WHAT NEEDS TO BE DONE — Omit every picture and return the rest of the data unaltered.

## START

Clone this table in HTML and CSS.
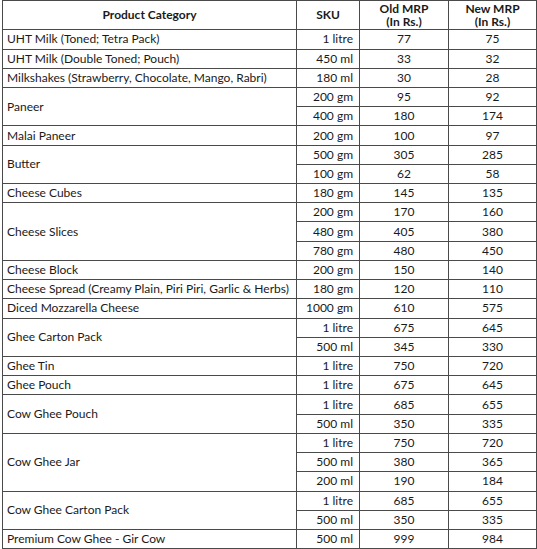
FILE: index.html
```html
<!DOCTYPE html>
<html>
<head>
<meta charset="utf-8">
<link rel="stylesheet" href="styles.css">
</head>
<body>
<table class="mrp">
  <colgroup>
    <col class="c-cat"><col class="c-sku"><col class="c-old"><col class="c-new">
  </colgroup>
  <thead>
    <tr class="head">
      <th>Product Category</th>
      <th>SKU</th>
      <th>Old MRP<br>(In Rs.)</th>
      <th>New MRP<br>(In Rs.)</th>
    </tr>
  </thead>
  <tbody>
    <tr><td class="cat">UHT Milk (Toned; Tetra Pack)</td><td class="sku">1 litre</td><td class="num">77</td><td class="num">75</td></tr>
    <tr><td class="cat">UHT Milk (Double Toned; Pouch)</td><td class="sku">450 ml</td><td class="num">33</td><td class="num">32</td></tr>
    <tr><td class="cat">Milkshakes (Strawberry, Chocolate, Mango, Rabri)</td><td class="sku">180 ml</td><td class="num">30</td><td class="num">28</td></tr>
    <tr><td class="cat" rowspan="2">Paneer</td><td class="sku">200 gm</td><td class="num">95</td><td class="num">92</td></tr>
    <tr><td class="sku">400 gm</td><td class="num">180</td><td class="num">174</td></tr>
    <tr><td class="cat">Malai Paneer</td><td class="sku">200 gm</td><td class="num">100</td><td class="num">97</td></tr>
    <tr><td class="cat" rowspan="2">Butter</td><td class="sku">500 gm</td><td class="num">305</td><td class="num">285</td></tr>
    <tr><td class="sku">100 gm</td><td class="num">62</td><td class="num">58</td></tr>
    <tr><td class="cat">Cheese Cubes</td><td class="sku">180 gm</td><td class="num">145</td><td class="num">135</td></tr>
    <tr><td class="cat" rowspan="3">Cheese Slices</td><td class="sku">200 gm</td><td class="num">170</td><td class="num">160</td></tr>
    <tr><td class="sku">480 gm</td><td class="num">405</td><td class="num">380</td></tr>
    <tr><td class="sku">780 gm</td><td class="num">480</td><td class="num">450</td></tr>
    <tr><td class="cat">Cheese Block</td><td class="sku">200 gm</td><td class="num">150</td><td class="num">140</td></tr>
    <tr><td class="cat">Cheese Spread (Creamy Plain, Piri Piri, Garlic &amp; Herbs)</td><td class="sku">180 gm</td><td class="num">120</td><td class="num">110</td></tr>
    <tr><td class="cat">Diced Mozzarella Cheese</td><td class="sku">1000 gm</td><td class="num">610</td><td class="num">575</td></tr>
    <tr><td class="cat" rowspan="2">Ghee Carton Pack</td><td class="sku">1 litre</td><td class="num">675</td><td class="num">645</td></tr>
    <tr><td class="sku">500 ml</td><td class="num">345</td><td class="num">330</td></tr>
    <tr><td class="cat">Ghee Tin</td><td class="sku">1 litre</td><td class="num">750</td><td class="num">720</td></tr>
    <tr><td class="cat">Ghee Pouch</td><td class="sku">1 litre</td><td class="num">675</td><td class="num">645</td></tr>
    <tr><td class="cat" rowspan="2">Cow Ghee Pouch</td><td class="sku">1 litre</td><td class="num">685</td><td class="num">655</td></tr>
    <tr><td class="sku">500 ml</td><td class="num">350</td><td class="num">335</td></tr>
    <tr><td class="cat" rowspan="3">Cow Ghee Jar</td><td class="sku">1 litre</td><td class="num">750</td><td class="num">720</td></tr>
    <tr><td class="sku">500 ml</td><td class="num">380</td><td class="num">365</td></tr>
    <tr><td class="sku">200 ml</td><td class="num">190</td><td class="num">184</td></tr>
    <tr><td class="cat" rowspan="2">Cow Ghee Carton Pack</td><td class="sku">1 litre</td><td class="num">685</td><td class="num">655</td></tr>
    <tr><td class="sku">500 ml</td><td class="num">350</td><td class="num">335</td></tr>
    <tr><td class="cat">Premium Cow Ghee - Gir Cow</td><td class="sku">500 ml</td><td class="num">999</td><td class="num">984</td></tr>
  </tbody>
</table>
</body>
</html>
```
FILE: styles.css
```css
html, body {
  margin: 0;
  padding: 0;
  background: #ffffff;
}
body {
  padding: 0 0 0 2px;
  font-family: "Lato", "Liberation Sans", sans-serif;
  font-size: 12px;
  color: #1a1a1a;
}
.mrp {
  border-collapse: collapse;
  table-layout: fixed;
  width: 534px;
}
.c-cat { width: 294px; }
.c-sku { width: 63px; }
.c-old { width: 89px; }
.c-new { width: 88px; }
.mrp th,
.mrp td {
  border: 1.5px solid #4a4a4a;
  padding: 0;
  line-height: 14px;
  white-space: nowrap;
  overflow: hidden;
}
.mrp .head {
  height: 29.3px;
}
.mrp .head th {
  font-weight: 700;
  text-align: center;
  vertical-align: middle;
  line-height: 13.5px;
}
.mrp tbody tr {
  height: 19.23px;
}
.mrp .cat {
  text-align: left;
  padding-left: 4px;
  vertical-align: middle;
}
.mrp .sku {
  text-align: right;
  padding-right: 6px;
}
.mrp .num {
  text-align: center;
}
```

## END

TASK ANSWER —
Clone this table in HTML and CSS.
FILE: index.html
```html
<!DOCTYPE html>
<html>
<head>
<meta charset="utf-8">
<link rel="stylesheet" href="styles.css">
</head>
<body>
<table class="mrp">
  <colgroup>
    <col class="c-cat"><col class="c-sku"><col class="c-old"><col class="c-new">
  </colgroup>
  <thead>
    <tr class="head">
      <th>Product Category</th>
      <th>SKU</th>
      <th>Old MRP<br>(In Rs.)</th>
      <th>New MRP<br>(In Rs.)</th>
    </tr>
  </thead>
  <tbody>
    <tr><td class="cat">UHT Milk (Toned; Tetra Pack)</td><td class="sku">1 litre</td><td class="num">77</td><td class="num">75</td></tr>
    <tr><td class="cat">UHT Milk (Double Toned; Pouch)</td><td class="sku">450 ml</td><td class="num">33</td><td class="num">32</td></tr>
    <tr><td class="cat">Milkshakes (Strawberry, Chocolate, Mango, Rabri)</td><td class="sku">180 ml</td><td class="num">30</td><td class="num">28</td></tr>
    <tr><td class="cat" rowspan="2">Paneer</td><td class="sku">200 gm</td><td class="num">95</td><td class="num">92</td></tr>
    <tr><td class="sku">400 gm</td><td class="num">180</td><td class="num">174</td></tr>
    <tr><td class="cat">Malai Paneer</td><td class="sku">200 gm</td><td class="num">100</td><td class="num">97</td></tr>
    <tr><td class="cat" rowspan="2">Butter</td><td class="sku">500 gm</td><td class="num">305</td><td class="num">285</td></tr>
    <tr><td class="sku">100 gm</td><td class="num">62</td><td class="num">58</td></tr>
    <tr><td class="cat">Cheese Cubes</td><td class="sku">180 gm</td><td class="num">145</td><td class="num">135</td></tr>
    <tr><td class="cat" rowspan="3">Cheese Slices</td><td class="sku">200 gm</td><td class="num">170</td><td class="num">160</td></tr>
    <tr><td class="sku">480 gm</td><td class="num">405</td><td class="num">380</td></tr>
    <tr><td class="sku">780 gm</td><td class="num">480</td><td class="num">450</td></tr>
    <tr><td class="cat">Cheese Block</td><td class="sku">200 gm</td><td class="num">150</td><td class="num">140</td></tr>
    <tr><td class="cat">Cheese Spread (Creamy Plain, Piri Piri, Garlic &amp; Herbs)</td><td class="sku">180 gm</td><td class="num">120</td><td class="num">110</td></tr>
    <tr><td class="cat">Diced Mozzarella Cheese</td><td class="sku">1000 gm</td><td class="num">610</td><td class="num">575</td></tr>
    <tr><td class="cat" rowspan="2">Ghee Carton Pack</td><td class="sku">1 litre</td><td class="num">675</td><td class="num">645</td></tr>
    <tr><td class="sku">500 ml</td><td class="num">345</td><td class="num">330</td></tr>
    <tr><td class="cat">Ghee Tin</td><td class="sku">1 litre</td><td class="num">750</td><td class="num">720</td></tr>
    <tr><td class="cat">Ghee Pouch</td><td class="sku">1 litre</td><td class="num">675</td><td class="num">645</td></tr>
    <tr><td class="cat" rowspan="2">Cow Ghee Pouch</td><td class="sku">1 litre</td><td class="num">685</td><td class="num">655</td></tr>
    <tr><td class="sku">500 ml</td><td class="num">350</td><td class="num">335</td></tr>
    <tr><td class="cat" rowspan="3">Cow Ghee Jar</td><td class="sku">1 litre</td><td class="num">750</td><td class="num">720</td></tr>
    <tr><td class="sku">500 ml</td><td class="num">380</td><td class="num">365</td></tr>
    <tr><td class="sku">200 ml</td><td class="num">190</td><td class="num">184</td></tr>
    <tr><td class="cat" rowspan="2">Cow Ghee Carton Pack</td><td class="sku">1 litre</td><td class="num">685</td><td class="num">655</td></tr>
    <tr><td class="sku">500 ml</td><td class="num">350</td><td class="num">335</td></tr>
    <tr><td class="cat">Premium Cow Ghee - Gir Cow</td><td class="sku">500 ml</td><td class="num">999</td><td class="num">984</td></tr>
  </tbody>
</table>
</body>
</html>
```
FILE: styles.css
```css
html, body {
  margin: 0;
  padding: 0;
  background: #ffffff;
}
body {
  padding: 0 0 0 2px;
  font-family: "Lato", "Liberation Sans", sans-serif;
  font-size: 12px;
  color: #1a1a1a;
}
.mrp {
  border-collapse: collapse;
  table-layout: fixed;
  width: 534px;
}
.c-cat { width: 294px; }
.c-sku { width: 63px; }
.c-old { width: 89px; }
.c-new { width: 88px; }
.mrp th,
.mrp td {
  border: 1.5px solid #4a4a4a;
  padding: 0;
  line-height: 14px;
  white-space: nowrap;
  overflow: hidden;
}
.mrp .head {
  height: 29.3px;
}
.mrp .head th {
  font-weight: 700;
  text-align: center;
  vertical-align: middle;
  line-height: 13.5px;
}
.mrp tbody tr {
  height: 19.23px;
}
.mrp .cat {
  text-align: left;
  padding-left: 4px;
  vertical-align: middle;
}
.mrp .sku {
  text-align: right;
  padding-right: 6px;
}
.mrp .num {
  text-align: center;
}
```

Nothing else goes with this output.